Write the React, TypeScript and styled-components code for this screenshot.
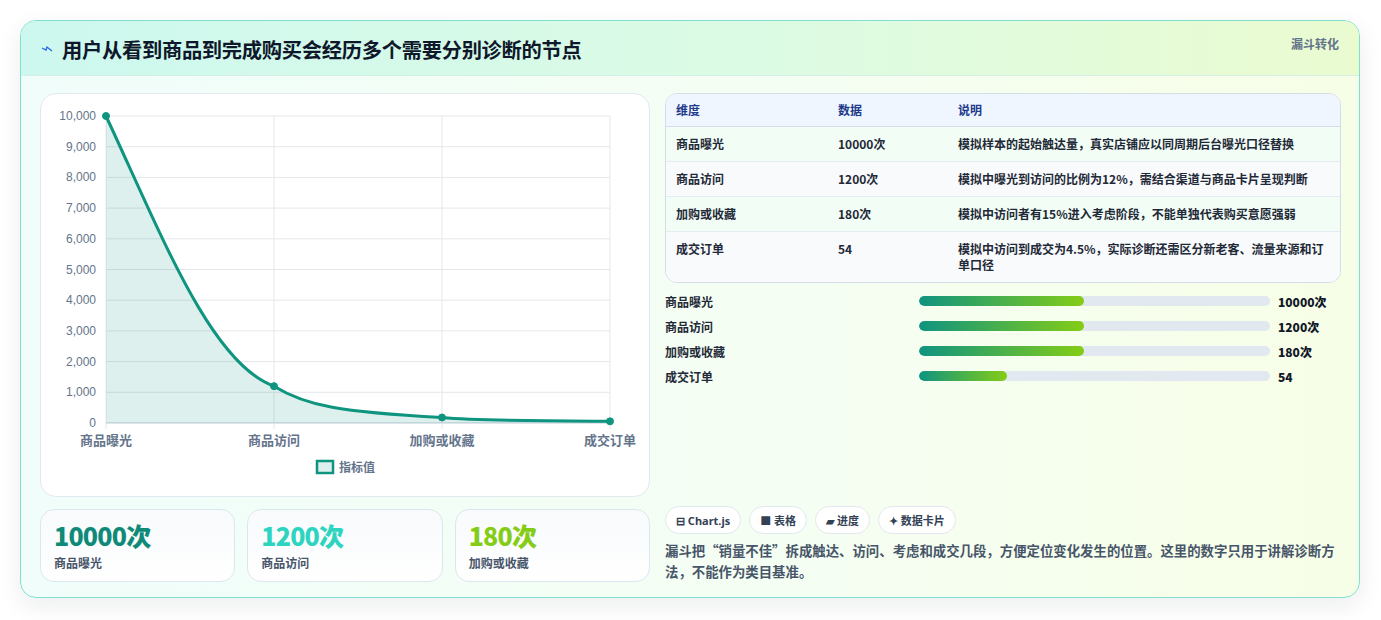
import React from "react";
import styled, { createGlobalStyle } from "styled-components";

const Global = createGlobalStyle`
  html, body { margin: 0; padding: 0; background: #fff; }
  body { font-family: "Noto Sans", "Noto Sans CJK SC", sans-serif; }
  * { box-sizing: border-box; }
`;

const Page = styled.div`
  padding: 20px 21px 22px 20px;
  width: 1381px;
  height: 620px;
`;

const Card = styled.div`
  width: 1340px;
  height: 578px;
  border: 1px solid #7fe0cf;
  border-radius: 16px;
  overflow: hidden;
  background: linear-gradient(90deg, #f0fdfa 0%, #f5fef2 60%, #f7fee7 100%);
  box-shadow: 0 8px 24px rgba(15, 23, 42, 0.08);
  display: flex;
  flex-direction: column;
`;

const Header = styled.div`
  height: 55px;
  flex: none;
  display: flex;
  justify-content: space-between;
  align-items: flex-start;
  padding: 0 20px 0 20px;
  background: linear-gradient(90deg, #cdf8ef 0%, #dcfbe4 55%, #eafbd0 100%);
  border-bottom: 1px solid #d4efe6;
`;

const Title = styled.h1`
  margin: 13px 0 0 0;
  display: flex;
  align-items: center;
  gap: 9px;
  font-size: 20.3px;
  font-weight: 700;
  color: #0f172a;
  font-family: "Noto Sans CJK SC", sans-serif;
  letter-spacing: -0.3px;
`;

const Tag = styled.span`
  margin-top: 14px;
  font-size: 12px;
  font-weight: 700;
  color: #64748b;
  font-family: "Noto Sans CJK SC", sans-serif;
`;

const Body = styled.div`
  flex: 1;
  display: grid;
  grid-template-columns: 610px 676px;
  gap: 15px;
  padding: 17px 19px 18px 19px;
`;

const Col = styled.div`
  display: flex;
  flex-direction: column;
  gap: 12px;
`;

const ChartCard = styled.div`
  height: 404px;
  background: #fff;
  border: 1px solid #e2e8f0;
  border-radius: 16px;
  overflow: hidden;
`;

const Stats = styled.div`
  display: grid;
  grid-template-columns: repeat(3, 1fr);
  gap: 12px;
`;

const Stat = styled.div`
  height: 73px;
  border: 1px solid #dbe7ef;
  border-radius: 14px;
  background: linear-gradient(180deg, #f8fafc, #ffffff);
  padding: 9px 13px;
`;

const StatValue = styled.div<{ $c: string }>`
  font-size: 25px;
  font-weight: 800;
  line-height: 32px;
  color: ${(p) => p.$c};
  font-family: "Noto Sans CJK SC", sans-serif;
  letter-spacing: -0.8px;
`;

const StatLabel = styled.div`
  font-size: 12px;
  font-weight: 600;
  color: #475569;
  margin-top: 3px;
  font-family: "Noto Sans CJK SC", sans-serif;
`;

const TableWrap = styled.div`
  border: 1px solid #d5dee8;
  border-radius: 12px;
  overflow: hidden;
  background: #f8fafc;
`;

const Table = styled.table`
  width: 100%;
  border-collapse: collapse;
  font-family: "Noto Sans CJK SC", sans-serif;
  font-size: 12px;
  font-weight: 600;
  th, td { text-align: left; padding: 0 10px; vertical-align: top; }
  th { background: #eff6ff; color: #1e3a8a; height: 32px; vertical-align: middle; border-bottom: 1px solid #d5dee8; }
  td { color: #1f2937; padding-top: 9px; padding-bottom: 9px; border-top: 1px solid #e5ebf1; line-height: 16px; }
  tr:nth-child(odd) td { background: #f2fdf6; }
  tr:nth-child(even) td { background: #f8fafc; }
  tbody tr:first-child td { border-top: none; }
`;

const Bars = styled.div`
  display: flex;
  flex-direction: column;
  gap: 8px;
  margin-top: 10px;
`;

const BarRow = styled.div`
  display: grid;
  grid-template-columns: 246px 351px 1fr;
  align-items: center;
  gap: 8px;
  height: 17px;
  font-family: "Noto Sans CJK SC", sans-serif;
  font-size: 12px;
  font-weight: 600;
  color: #1f2937;
`;

const Track = styled.div`
  height: 10px;
  border-radius: 5px;
  background: #e2e8f0;
  overflow: hidden;
`;

const Fill = styled.div`
  height: 100%;
  border-radius: 5px;
  background: linear-gradient(90deg, #0f9480, #84cc16);
`;

const BarVal = styled.span`
  font-weight: 800;
  color: #111827;
`;

const Spacer = styled.div`
  flex: 1;
`;

const Chips = styled.div`
  display: flex;
  gap: 8px;
`;

const Chip = styled.span`
  height: 28px;
  padding: 0 10px;
  display: inline-flex;
  align-items: center;
  gap: 4px;
  border: 1px solid #e2e8f0;
  border-radius: 14px;
  background: #fff;
  font-size: 11px;
  font-weight: 700;
  color: #334155;
  font-family: "Noto Sans", "Noto Sans CJK SC", sans-serif;
`;

const Note = styled.p`
  margin: 6px 0 0 0;
  font-size: 13.4px;
  line-height: 21px;
  font-weight: 600;
  color: #475569;
  font-family: "Noto Sans CJK SC", sans-serif;
`;

const rows = [
  ["商品曝光", "10000次", "模拟样本的起始触达量，真实店铺应以同周期后台曝光口径替换"],
  ["商品访问", "1200次", "模拟中曝光到访问的比例为12%，需结合渠道与商品卡片呈现判断"],
  ["加购或收藏", "180次", "模拟中访问者有15%进入考虑阶段，不能单独代表购买意愿强弱"],
  ["成交订单", "54", "模拟中访问到成交为4.5%，实际诊断还需区分新老客、流量来源和订单口径"],
];

const bars: [string, string, number][] = [
  ["商品曝光", "10000次", 47],
  ["商品访问", "1200次", 47],
  ["加购或收藏", "180次", 47],
  ["成交订单", "54", 25],
];

function Chart() {
  const x0 = 65, x1 = 569, yTop = 22, yBot = 329;
  const xs = [65, 233, 401, 569];
  const ticks = Array.from({ length: 11 }, (_, i) => i * 1000);
  const yOf = (v: number) => yBot - ((yBot - yTop) * v) / 10000;
  const pts = [10000, 1200, 180, 54].map((v, i) => [xs[i], yOf(v)]);
  const d = `M${pts[0][0]},${pts[0][1]} C120,140 170,270 ${pts[1][0]},${pts[1][1]} C265,312 300,318 ${pts[2][0]},${pts[2][1]} C440,327 500,327 ${pts[3][0]},${pts[3][1]}`;
  const font = { fontFamily: "'Liberation Sans', 'Noto Sans CJK SC', sans-serif" };
  return (
    <svg width="610" height="404" viewBox="0 0 610 404">
      {ticks.map((t) => (
        <g key={t}>
          <line x1={x0} x2={x1} y1={yOf(t)} y2={yOf(t)} stroke="#e5e7eb" />
          <text x={55} y={yOf(t) + 4} textAnchor="end" fontSize="12" fill="#64748b" style={font}>
            {t.toLocaleString("en-US")}
          </text>
        </g>
      ))}
      {xs.map((x) => (
        <line key={x} x1={x} x2={x} y1={yTop} y2={yBot + 6} stroke="#e5e7eb" />
      ))}
      <line x1={x0} x2={x1} y1={yBot} y2={yBot} stroke="#cbd5e1" />
      <path d={`${d} L${x1},${yBot} L${x0},${yBot} Z`} fill="rgba(15,148,128,0.14)" />
      <path d={d} fill="none" stroke="#0f9480" strokeWidth="3" />
      {pts.map(([x, y], i) => (
        <circle key={i} cx={x} cy={y} r="3.5" fill="#0f9480" stroke="#0f9480" strokeWidth="1" />
      ))}
      {["商品曝光", "商品访问", "加购或收藏", "成交订单"].map((l, i) => (
        <text key={l} x={xs[i]} y={351} textAnchor="middle" fontSize="13" fontWeight="600" fill="#64748b" style={font}>
          {l}
        </text>
      ))}
      <rect x={276} y={367} width={16} height={12} fill="rgba(15,148,128,0.14)" stroke="#0f9480" strokeWidth="2.5" />
      <text x={298} y={378} fontSize="12" fontWeight="600" fill="#64748b" style={font}>指标值</text>
    </svg>
  );
}

export default function App() {
  return (
    <Page>
      <Global />
      <Card>
        <Header>
          <Title>
            <svg width="12" height="12" viewBox="0 0 12 12">
              <path d="M1 5 L5 7 L6 4 L11 8" fill="none" stroke="#2563eb" strokeWidth="1.3" />
            </svg>
            用户从看到商品到完成购买会经历多个需要分别诊断的节点
          </Title>
          <Tag>漏斗转化</Tag>
        </Header>
        <Body>
          <Col>
            <ChartCard>
              <Chart />
            </ChartCard>
            <Stats>
              <Stat><StatValue $c="#0f8a78">10000次</StatValue><StatLabel>商品曝光</StatLabel></Stat>
              <Stat><StatValue $c="#2dd4bf">1200次</StatValue><StatLabel>商品访问</StatLabel></Stat>
              <Stat><StatValue $c="#84cc16">180次</StatValue><StatLabel>加购或收藏</StatLabel></Stat>
            </Stats>
          </Col>
          <Col style={{ gap: 0 }}>
            <TableWrap>
              <Table>
                <colgroup>
                  <col style={{ width: 162 }} />
                  <col style={{ width: 120 }} />
                  <col />
                </colgroup>
                <thead>
                  <tr><th>维度</th><th>数据</th><th>说明</th></tr>
                </thead>
                <tbody>
                  {rows.map((r) => (
                    <tr key={r[0]}><td>{r[0]}</td><td>{r[1]}</td><td>{r[2]}</td></tr>
                  ))}
                </tbody>
              </Table>
            </TableWrap>
            <Bars>
              {bars.map(([l, v, w]) => (
                <BarRow key={l}>
                  <span>{l}</span>
                  <Track><Fill style={{ width: `${w}%` }} /></Track>
                  <BarVal>{v}</BarVal>
                </BarRow>
              ))}
            </Bars>
            <Spacer />
            <Chips>
              <Chip>⊟ Chart.js</Chip>
              <Chip>■ 表格</Chip>
              <Chip>▰ 进度</Chip>
              <Chip>✦ 数据卡片</Chip>
            </Chips>
            <Note>漏斗把“销量不佳”拆成触达、访问、考虑和成交几段，方便定位变化发生的位置。这里的数字只用于讲解诊断方法，不能作为类目基准。</Note>
          </Col>
        </Body>
      </Card>
    </Page>
  );
}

WHAT YOU HAVE TO DO:
Show each line of the listing that holds the string "React".

RESULT FOR THIS TASK:
Write the React, TypeScript and styled-components code for this screenshot.
import React from "react";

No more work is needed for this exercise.